Segway, The First

If you haven’t politely (or even impolitely) asked somebody to move to the right on an escalator, you probably haven’t lived in DC for more than a few years. Or maybe you just belong to the more common subspecies of anatomically modern human commuter known as homo sapiens petroliens and your nemesis isn’t the distracted escalator denizen, but the infamous DC red light camera. Of course, it’s also possible you belong to the subspecies of anatomically modern human commuter known as homo sapiens urbanist cyclistCRAYCRAY, in which case your nemesis includes just about everyone and everything moving in DC.
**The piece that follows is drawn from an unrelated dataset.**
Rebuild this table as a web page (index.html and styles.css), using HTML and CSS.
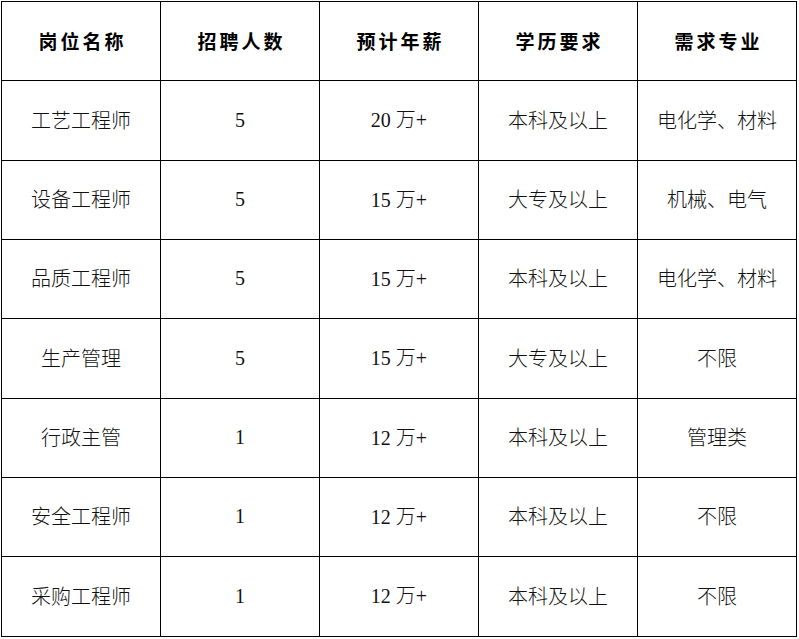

Oh, and then there are the Segways. Oh you sweet, sweet marvels of technology. If you’ve lived in DC long enough, you’ve definitely seen these beautiful, odd looking machines racing around the mall and downtown DC, tourists following the war cries of their tour guide, much like I imagine soldiers following the war cries of Genghis Khan as he took in the sites of Eurasia. Well, minus the warfare and pillaging.

I think this would make a great painting, by the way. Just imagine Genghis Khan taking over Eurasia with a swift moving army of soldiers riding Segways. Disney?

So what’s my fascination with segways? Well, I recently went on a Segway tour of DC and it was a lot of fun! In fact, even though a bird shit on me while I was riding a segway (what are the odds?!?) and I learned it’s nearly impossible to ride a segway on one foot and no hands, I’d still do it again. It’s fun.

If you’re in DC (or elsewhere), give it a try – at least once.